The dream called Star Trek has lasted for more than twenty-eight years—The Next Generation gave it new life and exploration in new directions. It’s evident Roddenberry’s dream will never die.
ABOARD THE NEW ENTERPRISE
The Enterprise NCC 1701-D is the fifth starship to bear that name. It is twice the length of Captain Kirk’s ship and has nearly eight times the interior area to house the crew. The basic structure is the same, even though the vessel looks more sleek and cohesive.
While the first starships to bear the name Enterprise were designed to represent the Federation in political and military matters, the 1701-D was designed for exploration, de-emphasizing the importance of being a battle cruiser. This Enterprise serves as home to 1,012 people, which is two and a half times the ship’s complement of the Enterprise 1701. This is the result of a century of technological evolution emphasizing human interaction with the hardware they use.
This new class of Starfleet vessel enables families to stay together. As the first captain on this bold new experiment in human exploration, Picard is uncomfortable with the idea of dealing with families. He’s accustomed to a crew of professional, Starfleet-trained men and women who know their duty and understand their jobs thoroughly.
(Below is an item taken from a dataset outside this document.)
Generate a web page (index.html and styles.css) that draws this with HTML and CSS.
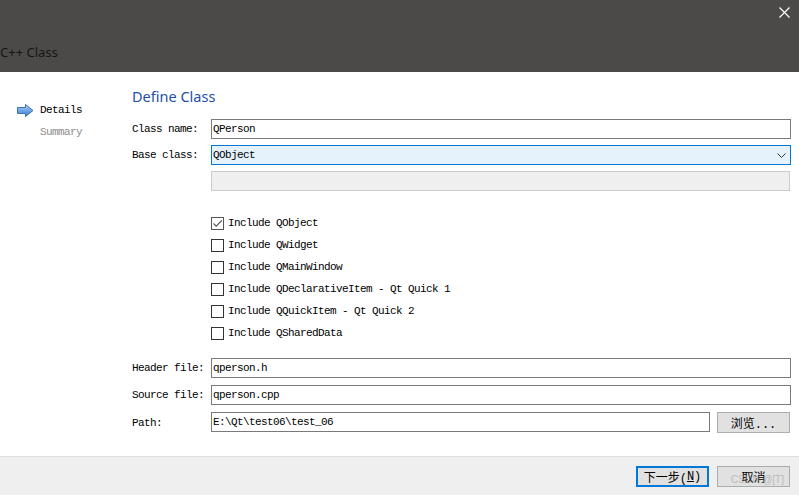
FILE: index.html
```html
<!DOCTYPE html>
<html lang="zh">
<head>
<meta charset="utf-8">
<title>C++ Class</title>
<link rel="stylesheet" href="styles.css">
</head>
<body>
<div class="window">
  <div class="titlebar">
    <div class="close">
      <svg width="11" height="11" viewBox="0 0 11 11"><path d="M0.5 0.5 L10.5 10.5 M10.5 0.5 L0.5 10.5" stroke="#ffffff" stroke-width="1.2" fill="none"/></svg>
    </div>
    <div class="title">C++ Class</div>
  </div>
  <div class="main">
    <div class="sidebar">
      <div class="nav-item active">
        <span class="nav-icon">
          <svg width="17" height="13" viewBox="0 0 17 13">
            <defs>
              <linearGradient id="ag" x1="0" y1="0" x2="0" y2="1">
                <stop offset="0" stop-color="#b9d6f5"/>
                <stop offset="0.5" stop-color="#6fa6e6"/>
                <stop offset="1" stop-color="#3b7fd4"/>
              </linearGradient>
            </defs>
            <path d="M0.5 3.5 H8.5 V0.5 L16 6.5 L8.5 12.5 V9.5 H0.5 Z" fill="url(#ag)" stroke="#3d6fb4" stroke-width="1"/>
          </svg>
        </span>
        <span>Details</span>
      </div>
      <div class="nav-item muted">
        <span class="nav-icon"></span>
        <span>Summary</span>
      </div>
    </div>
    <div class="content">
      <h1 class="heading">Define Class</h1>
      <div class="form top-form">
        <div class="label">Class name:</div>
        <div class="field">QPerson</div>
        <div class="label">Base class:</div>
        <div class="field combo"><span>QObject</span>
          <svg width="9" height="5" viewBox="0 0 9 5"><path d="M0.5 0.5 L4.5 4.5 L8.5 0.5" stroke="#3a3a3a" stroke-width="1" fill="none"/></svg>
        </div>
        <div class="label"></div>
        <div class="field disabled"></div>
      </div>
      <div class="checks">
        <div class="check-row"><span class="box checked"><svg width="11" height="11" viewBox="0 0 11 11"><path d="M1.5 5.5 L4.2 8.2 L9.8 2.5" stroke="#5a5a5a" stroke-width="1.2" fill="none"/></svg></span><span>Include QObject</span></div>
        <div class="check-row"><span class="box"></span><span>Include QWidget</span></div>
        <div class="check-row"><span class="box"></span><span>Include QMainWindow</span></div>
        <div class="check-row"><span class="box"></span><span>Include QDeclarativeItem - Qt Quick 1</span></div>
        <div class="check-row"><span class="box"></span><span>Include QQuickItem - Qt Quick 2</span></div>
        <div class="check-row"><span class="box"></span><span>Include QSharedData</span></div>
      </div>
      <div class="form bottom-form">
        <div class="label">Header file:</div>
        <div class="field">qperson.h</div>
        <div class="label">Source file:</div>
        <div class="field">qperson.cpp</div>
        <div class="label">Path:</div>
        <div class="path-row">
          <div class="field grow">E:\Qt\test06\test_06</div>
          <div class="button browse">浏览...</div>
        </div>
      </div>
    </div>
  </div>
  <div class="footer">
    <div class="button primary">下一步(<u>N</u>)</div>
    <div class="button cancel">取消<span class="watermark">CSDN @[T]</span></div>
  </div>
</div>
</body>
</html>
```
FILE: styles.css
```css
* { box-sizing: border-box; }
html, body { margin: 0; padding: 0; }
body {
  width: 799px;
  height: 495px;
  overflow: hidden;
  background: #ffffff;
  font-family: "Liberation Mono", "Noto Sans CJK SC", monospace;
  font-size: 11px;
  letter-spacing: -0.6px;
  color: #000000;
}
.window {
  display: flex;
  flex-direction: column;
  height: 495px;
}
.titlebar {
  height: 72px;
  background: #4b4a48;
  display: flex;
  flex-direction: column;
}
.close {
  align-self: flex-end;
  width: 11px;
  height: 11px;
  margin: 7px 9px 0 0;
  line-height: 0;
}
.title {
  margin-top: auto;
  padding-bottom: 11px;
  font-family: "Noto Sans", "Open Sans", sans-serif;
  font-size: 13px;
  letter-spacing: 0;
  line-height: 18px;
  color: #151515;
}
.main {
  height: 384px;
  display: flex;
}
.sidebar {
  width: 132px;
  flex: none;
  padding: 27px 0 0 17px;
}
.nav-item {
  display: flex;
  align-items: center;
  gap: 6px;
  height: 22px;
}
.nav-icon {
  width: 17px;
  height: 13px;
  line-height: 0;
}
.nav-item.muted { color: #8c8c8c; }
.content {
  flex: 1;
  padding: 14px 8px 0 0;
}
.heading {
  margin: 0;
  font-family: "Noto Sans", "Open Sans", sans-serif;
  font-weight: normal;
  font-size: 14.5px;
  letter-spacing: 0;
  line-height: 20px;
  color: #1d4fae;
}
.form {
  display: grid;
  grid-template-columns: 79px 1fr;
  align-items: center;
}
.top-form {
  margin-top: 13px;
  row-gap: 6px;
}
.bottom-form {
  margin-top: 14px;
  row-gap: 7px;
}
.label { line-height: 20px; }
.field {
  height: 20px;
  border: 1px solid #7a7a7a;
  background: #ffffff;
  padding: 0 2px 0 1px;
  line-height: 18px;
  white-space: nowrap;
  overflow: hidden;
}
.field.combo {
  border-color: #0078d7;
  background: #e5f1fb;
  display: flex;
  align-items: center;
  justify-content: space-between;
  padding-right: 4px;
}
.field.combo svg { flex: none; }
.field.disabled {
  border-color: #cccccc;
  background: #efefef;
  margin-right: 1px;
}
.checks {
  margin: 21px 0 0 79px;
  display: flex;
  flex-direction: column;
}
.check-row {
  height: 22px;
  display: flex;
  align-items: center;
  gap: 4px;
}
.box {
  width: 13px;
  height: 13px;
  border: 1px solid #333333;
  background: #ffffff;
  flex: none;
  line-height: 0;
}
.box.checked { border-color: #555555; }
.path-row {
  display: flex;
  gap: 7px;
  padding-right: 1px;
}
.field.grow { flex: 1; }
.button {
  height: 21px;
  width: 73px;
  border: 1px solid #adadad;
  background: #e1e1e1;
  display: flex;
  align-items: center;
  justify-content: center;
  font-size: 11px;
  letter-spacing: 0;
  flex: none;
}
.browse { font-size: 12px; }
.footer {
  flex: 1;
  border-top: 1px solid #dfdfdf;
  background: #efefef;
  display: flex;
  justify-content: flex-end;
  align-items: flex-start;
  gap: 8px;
  padding: 9px 9px 0 0;
}
.footer .button {
  width: 73px;
  height: 21px;
  font-size: 12px;
}
.button.primary {
  border: 2px solid #0078d7;
}
.button u { text-decoration: underline; }
.cancel { position: relative; }
.watermark {
  position: absolute;
  right: 5px;
  bottom: 1px;
  font-family: "Liberation Sans", sans-serif;
  font-size: 10px;
  letter-spacing: 0;
  color: rgba(150, 150, 150, 0.55);
}
```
The concept of children and other non-Starfleet personnel running around unnerves him even though he understands that it contributes to the morale.
The sophistication of the new Enterprise includes a variety of single and group family modules, various levels of schools, study facilities and other features designed so that children and spouses can live lives as normal as possible aboard what is practically a colony ship. Recreation has always been important on starships and now takes into account children.
THE HOLODECK
There is a large selection of entertainment, sports, and other recreational forms, but the most elaborate is the holodeck. The holodeck, as seen in “Encounter at Farpoint,” can simulate almost any landscape or sea world complete with winds, tides, rain or whatever is needed to make the illusion convincingly real. The special reality of the holodeck helps prevent the crew from feeling a sense of confinement from their prolonged voyage onboard the starship. The holodeck can also be used for purposes of exercise, as an opponent can be conjured up who is capable of responding to various modes of self-defense, as shown in the episode “Code of Honor.”
The living and working areas of the Enterprise reflect an emphasis on the quality of life, being brighter and designed more for comfort than utilitarian compromise. Gone is the clutter and profusion of gauges, instruments, and control buttons. Instead the consoles feature black panels with touch-activated controls and voice-activated displays. This enables swifter activation of the necessary controls that could be crucial in emergency situations.
This new technology is especially important for the bridge. The new bridge is much larger and combines the features of ship control, briefing room, information retrieval area, and officers’ ward room. Much the same kinds of things happen here as on the old bridge, but with less emphasis on the mechanics of steering the starship. It is a place where the starship officers can meet, check information, make plans or just catch up on what has been happening.